Mia Liou moved here in 2018, to escape the increasing population and heavy traffic of Taipei. She and her husband chose a redevelopment zone by the river, where there are still relatively few residents, buildings and stores. Given the scarcity of public facilities or services within walking distance, such stores play a huge role in daily life. At the 7-11 located at the foot of Mia’s building, for example, you can eat food that’s “microwaved but really tasty” in the air-conditioned indoor dining area, or gossip over a good coffee or freshly-brewed tea. It’s a refuge in the summer when the midday temperatures reach 35 degrees.
Besides the chatter from the restaurants, the sounds of birdsong and the notorious winds howling through the city fill the air – mixed in with the traffic and the clanking of construction sites.
Outside the city however, you soon come across dramatic natural scenery. Thrusting mountains wreathed in mist, tranquil lakes, waterfalls and rapids. An intrepid adventurer, who sees in nature a challenge to discover our hidden potential and go beyond our limits, Mia’s own brand at flowlocalization.com specialises in the outdoors industry.
Born and raised in Taiwan, Mia’s mother tongue is in fact Taiwanese, aka Hokkien – which was officially repressed and forbidden – including in schools – till the 1990s. The language of instruction was Mandarin, which in Taiwan is written with Traditional Chinese (TC) characters, rather than the Simplified Chinese (SC) used in China. TC is therefore Mia’s working language.

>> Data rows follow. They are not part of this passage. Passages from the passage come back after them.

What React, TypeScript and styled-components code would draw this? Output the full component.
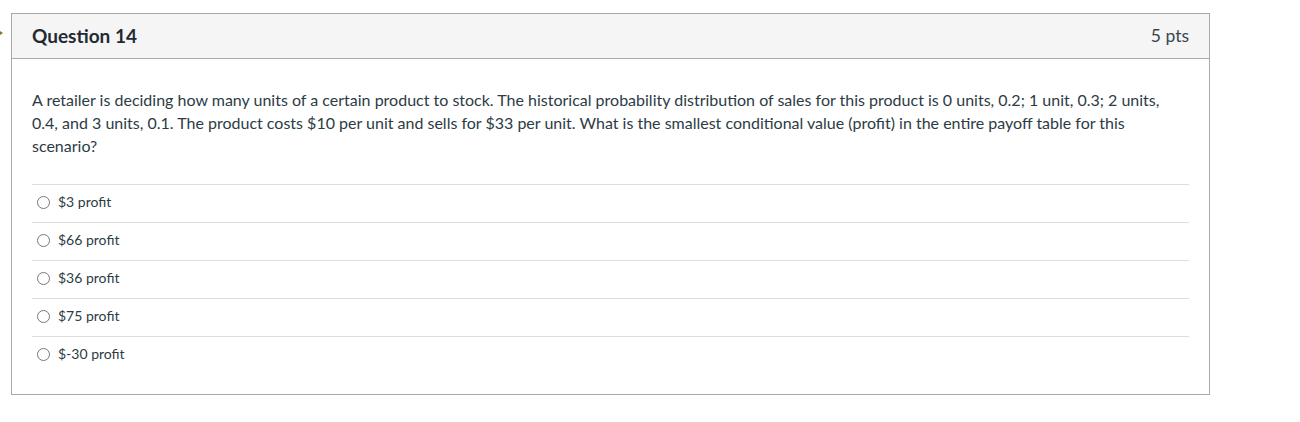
import styled, { createGlobalStyle } from "styled-components";

const GlobalStyle = createGlobalStyle`
  html, body {
    margin: 0;
    padding: 0;
    background: #fff;
  }
  body {
    font-family: Lato, "Open Sans", "Liberation Sans", sans-serif;
    color: #2d3b45;
  }
`;

const Page = styled.div`
  padding: 13px 0 0 11px;
  position: relative;
`;

const Marker = styled.span`
  position: absolute;
  left: -3px;
  top: 29px;
  width: 0;
  height: 0;
  border-top: 4px solid transparent;
  border-bottom: 4px solid transparent;
  border-left: 6px solid #8a6d3b;
`;

const Card = styled.div`
  width: 1197px;
  border: 1px solid #a9a9a9;
  background: #fff;
`;

const Header = styled.div`
  display: flex;
  align-items: center;
  justify-content: space-between;
  height: 42px;
  padding: 0 20px 2px;
  background: #f5f5f5;
  border-bottom: 1px solid #aaa;
`;

const Title = styled.h2`
  margin: 0;
  font-size: 19px;
  font-weight: 700;
  color: #1f2a33;
`;

const Points = styled.span`
  font-size: 17.5px;
  color: #3a4650;
`;

const Body = styled.div`
  padding: 29px 20px 20px;
`;

const Prompt = styled.p`
  margin: 0 0 27px;
  font-size: 16px;
  line-height: 23px;
`;

const Options = styled.div`
  display: flex;
  flex-direction: column;
`;

const Option = styled.label`
  display: flex;
  align-items: center;
  gap: 8px;
  height: 32px;
  padding: 0 0 5px 5px;
  border-top: 1px solid #ddd;
  font-size: 14px;
  cursor: pointer;
`;

const Radio = styled.span`
  width: 11px;
  height: 11px;
  border: 1px solid #777;
  border-radius: 50%;
  background: #fff;
  flex-shrink: 0;
  margin-top: 3px;
`;

const answers = ["$3 profit", "$66 profit", "$36 profit", "$75 profit", "$-30 profit"];

export default function App() {
  return (
    <>
      <GlobalStyle />
      <Page>
        <Marker />
        <Card>
          <Header>
            <Title>Question 14</Title>
            <Points>5 pts</Points>
          </Header>
          <Body>
            <Prompt>
              A retailer is deciding how many units of a certain product to stock. The historical
              probability distribution of sales for this product is 0 units, 0.2; 1 unit, 0.3; 2
              units, 0.4, and 3 units, 0.1. The product costs $10 per unit and sells for $33 per
              unit. What is the smallest conditional value (profit) in the entire payoff table for
              this scenario?
            </Prompt>
            <Options>
              {answers.map((a) => (
                <Option key={a}>
                  <Radio />
                  {a}
                </Option>
              ))}
            </Options>
          </Body>
        </Card>
      </Page>
    </>
  );
}
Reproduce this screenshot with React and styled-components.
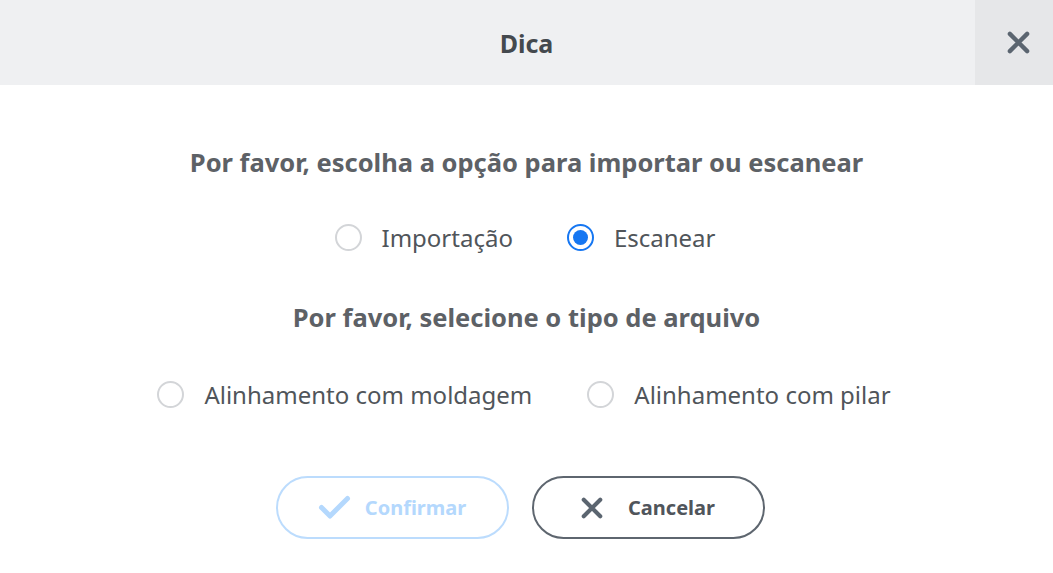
import React, { useState } from "react";
import styled, { createGlobalStyle } from "styled-components";

const GlobalStyle = createGlobalStyle`
  html, body {
    margin: 0;
    padding: 0;
    background: #fff;
    font-family: "Noto Sans", "Open Sans", sans-serif;
  }
`;

const Dialog = styled.div`
  width: 1053px;
  height: 573px;
  background: #fff;
  display: flex;
  flex-direction: column;
`;

const Header = styled.div`
  height: 85px;
  background: #eff0f2;
  display: flex;
  align-items: stretch;
`;

const Title = styled.div`
  flex: 1;
  display: flex;
  align-items: center;
  justify-content: center;
  font-size: 25px;
  font-weight: 700;
  color: #44494e;
  padding-left: 78px;
`;

const CloseButton = styled.button`
  width: 78px;
  border: none;
  background: #e6e7e9;
  display: flex;
  align-items: center;
  justify-content: center;
  padding: 0 0 0 8px;
  cursor: pointer;
`;

const Body = styled.div`
  display: flex;
  flex-direction: column;
  align-items: center;
  padding-top: 59px;
`;

const Heading = styled.div`
  font-size: 25.5px;
  font-weight: 700;
  color: #5d6166;
  line-height: 36px;
  height: 36px;
  margin-bottom: ${(p) => p.$gap}px;
`;

const RadioRow = styled.div`
  display: flex;
  align-items: center;
  gap: ${(p) => p.$gap}px;
  height: 40px;
  margin-right: ${(p) => p.$shift}px;
  margin-bottom: ${(p) => p.$after}px;
`;

const RadioLabel = styled.label`
  display: flex;
  align-items: center;
  gap: 20px;
  font-size: 24px;
  color: #50555a;
  cursor: pointer;
`;

const Circle = styled.span`
  width: 27px;
  height: 27px;
  box-sizing: border-box;
  border-radius: 50%;
  border: 2px solid ${(p) => (p.$checked ? "#1677f2" : "#d3d5d8")};
  display: flex;
  align-items: center;
  justify-content: center;

  &::after {
    content: "";
    width: 15px;
    height: 15px;
    border-radius: 50%;
    background: #1677f2;
    display: ${(p) => (p.$checked ? "block" : "none")};
  }
`;

const Buttons = styled.div`
  display: flex;
  gap: 23px;
  margin-right: 13px;
`;

const Button = styled.button`
  width: 233px;
  height: 63px;
  box-sizing: border-box;
  border-radius: 32px;
  background: #fff;
  border: 2px solid ${(p) => (p.$disabled ? "#bcdcfd" : "#5e666f")};
  color: ${(p) => (p.$disabled ? "#b4d8fd" : "#50555b")};
  font-family: inherit;
  font-size: 20px;
  font-weight: 700;
  display: flex;
  align-items: center;
  justify-content: center;
  gap: ${(p) => p.$gap}px;
  cursor: ${(p) => (p.$disabled ? "default" : "pointer")};
`;

const Radio = ({ checked, label, onClick }) => (
  <RadioLabel onClick={onClick}>
    <Circle $checked={checked} />
    {label}
  </RadioLabel>
);

const XIcon = ({ size, color, stroke }) => (
  <svg width={size} height={size} viewBox="0 0 24 24">
    <path d="M3 3L21 21M21 3L3 21" stroke={color} strokeWidth={stroke} strokeLinecap="round" />
  </svg>
);

const CheckIcon = () => (
  <svg width="33" height="25" viewBox="0 0 33 25">
    <path d="M3.5 12.5L12 21L29.5 3.5" fill="none" stroke="#b4d8fd" strokeWidth="5" strokeLinecap="round" strokeLinejoin="round" />
  </svg>
);

export default function App() {
  const [mode, setMode] = useState("scan");
  const [type, setType] = useState(null);

  return (
    <Dialog>
      <GlobalStyle />
      <Header>
        <Title>Dica</Title>
        <CloseButton>
          <XIcon size={23} color="#5b6570" stroke={4.5} />
        </CloseButton>
      </Header>
      <Body>
        <Heading $gap={37}>Por favor, escolha a opção para importar ou escanear</Heading>
        <RadioRow $gap={54} $after={42} $shift={3}>
          <Radio checked={mode === "import"} label="Importação" onClick={() => setMode("import")} />
          <Radio checked={mode === "scan"} label="Escanear" onClick={() => setMode("scan")} />
        </RadioRow>
        <Heading $gap={39}>Por favor, selecione o tipo de arquivo</Heading>
        <RadioRow $gap={55} $after={62} $shift={5}>
          <Radio checked={type === "mold"} label="Alinhamento com moldagem" onClick={() => setType("mold")} />
          <Radio checked={type === "pillar"} label="Alinhamento com pilar" onClick={() => setType("pillar")} />
        </RadioRow>
        <Buttons>
          <Button $disabled $gap={14}>
            <CheckIcon />
            Confirmar
          </Button>
          <Button $gap={25}>
            <XIcon size={22} color="#5b6570" stroke={4.5} />
            Cancelar
          </Button>
        </Buttons>
      </Body>
    </Dialog>
  );
}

Having studied English ever since junior high school, once she graduated from university was taken on a project manager by an agency in 2002 where she often turned to ProZ.com for her recruitment needs. She moved on to working as a part-time translator in 2003. In 2010, Mia went fully freelance and took out her own ProZ membership, regularly following training courses, upgrading to Plus membership and becoming a Certified PRO along the way.
Like so many translators, she loves the solitude, the independence, and the fact that you’re always learning as you work, as well as helping disseminate that knowledge further.
Mia’s day starts at 8, with a simple breakfast of wholewheat toast or muesli with a café Americano. A walk follows, with an international news podcast playing in her earbuds. As you pass the residential area’s only “breakfast café” (a widespread phenomenon, with shops that open at 6 and close at 11am), you might hear the eggs, bacon and ham sizzling on the steel plate, to be turned into an egg wrap or “Taiwanese omelette”. Another popular breakfast option is what some people call it turnip cake, but is actually radish), which is fried and diced on the same steel plate, then served with soy sauce paste or hot chilli sauce. In traditional Taiwanese breakfast shops, the mild aroma and steam from the big barrel of freshly made soy milk has come to symbolise city mornings.
Back home, work continues apace until the evening, with just a simple lunch. Then come fitness training, indoor bouldering, a practice session on the handpan – a sort of steel drum – or a short run followed by a home workout. And maybe an hour spent on marketing, or learning Portuguese…
Food is also a big topic of conversation after work with a wide selection of eateries everywhere. Top choices for dinner might include sushi, bibimbap, ramen, dumpling, or curry rice. In fact, scour any Taiwan tourist guide and you’ll see a sizeable chunk devoted to shopping and eating, the nation’s twin pastimes.
Mia’s weekends are mostly taken up with hiking. With over 200 mountains higher than 3,000 metres, this is certainly the place to be. Take your pick between rambling, camping, kayaking, river tracing, hot spring exploration or cycling, depending on the season.
It was in the wake of an injury suffered on a trip to Corsica, followed by a frustratingly slow recovery, that Mia decided to bring nature to her instead, by specialising in the subject, helping outdoor brands reach more customers in Chinese speaking markets, and ensuring Chinese-speaking enthusiasts are well equipped in gear, information and skills, for safer, more enjoyable adventures.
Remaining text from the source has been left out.